People in the kink community are realists about sex . Leather folk , who spend way more time on the their sex lives than most of us, view sex in an more objective, dispassionate way. They know that sex is a tool that has many uses and serves many masters. Its meaning is determined entirely by context. If a kinky person discovers that her partner is fantasizing about someone else, because she views sex realistically she does not personalize it, doesn't feel hurt or threatened. She knows that we are all sexual animals, and committed love doesn't change that. The BDSM partner may even find a way to incorporate her mate's sexual fantasies into their sex together.
Okay, so once you've developed more objectivity, how do you translate that into hotter sex?
LESSON TWO: COMMUNICATE.
Of the fallacies listed above, one of the most destructive is the belief that the partner should know their sexual likes and dislikes automatically, without being told, taught, or shown - because 'she's supposed toknow me.' Some people go so far as to see a partner's inability to please them sexually as an indicator of betrayal - 'after all this time, she should know I hate.......she doesn't love me/is trying to hurt me'
I find this very curious. After all, most of us don't expect our partners to be able to pick out clothing we'd like without us telling or showing them (NOTE: IF YOU DO EXPECT THIS, STOP READING NOW AND GO BUY "CODEPENDENT NO MORE"). We - hopefully - don't think they should know what kind of restaurant we want to go to tonight or what we want to order when we get there. Why is sex different?
The truth is that most of us are embarrassed to talk about sex, much less show or tell a partner exactly what we want. We want sex to magically 'happen' without us having to ask for ANYTHING. I've actually had people tell me if they have to ask it's not worth it.

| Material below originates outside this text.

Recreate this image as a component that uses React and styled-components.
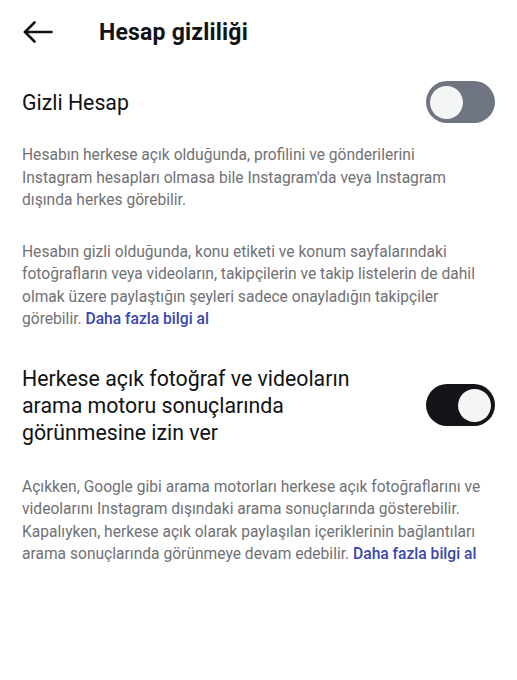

That kind of attitude and behavior is alien to those in the BDSM culture. When two kinky people are contemplating having a 'scene,' or a sexual encounter, they often sit down ahead of time and engage in a dialogue to discuss the specifics of what each wants and negotiate a scenario that they will both enjoy.
The fact is, no two people are alike sexually(even if they are the same gender), and no one knows what you like unless you tell them. Moreover, you have to be really specific, because generalities can be too easily misinterpreted. You can't tell your partner, "I'd like more foreplay" and expect that to be enough. You can say, "I'd like you to kiss me softly - like all over my face, ears, neck - then take off my clothes slowly, like for example, maybe slowly unbutton my blouse and play with my nipples through the bra--then only after that touch my pussy." It's even better if you demonstrate while you talk, perhaps guiding your mate's hands, mouth, etc. to create the experience you desire. Or, you can watch sex DVD's together and use that to communicate your sexuality. Instead of viewing sexual communication as embarrassing or awkward, it can itself become a kind of foreplay.
In the BDSM world, preferences are communicated in exquisite detail. Sometimes people even fill out forms for their partners, forms that list more sexual activities than most of us can imagine. (NOTE: MOST OF THE S/M MANUALS HAVE COPIES OF THESE FORMS, AND YOU CAN FIND THEM ONLINE). Many of these forms ask for the writer to indicate whether an activity is preferred, tolerated, out of bounds, or - maybe. I find this a great attitude- one I encourage. It's Dan Savage's third "G" - being game to try things outside your comfort zone.
Why should you step outside the bounds of the familiar? Because, whether you realize it or not, part of what made sex exciting in the beginning of your relationship was the UNfamiliar- the newness of your partner's body, the sense of the unexpected, the slight tinge of insecurity/anxiety present when two people are still getting used to each other. BDSM people, who might be described as sexual adventurers, the hang-gliders of the erotic world, know this. They understand that fear, anxiety, and transgressiveness can drive us to heights of intense pleasure. They sense this paradox of human nature, our attraction to situations of 'controlled danger' - roller coasters, horror movies, and 'forbidden' sex acts. And they use creativity and ingenuity to play with these darker emotions in their intimate encounters.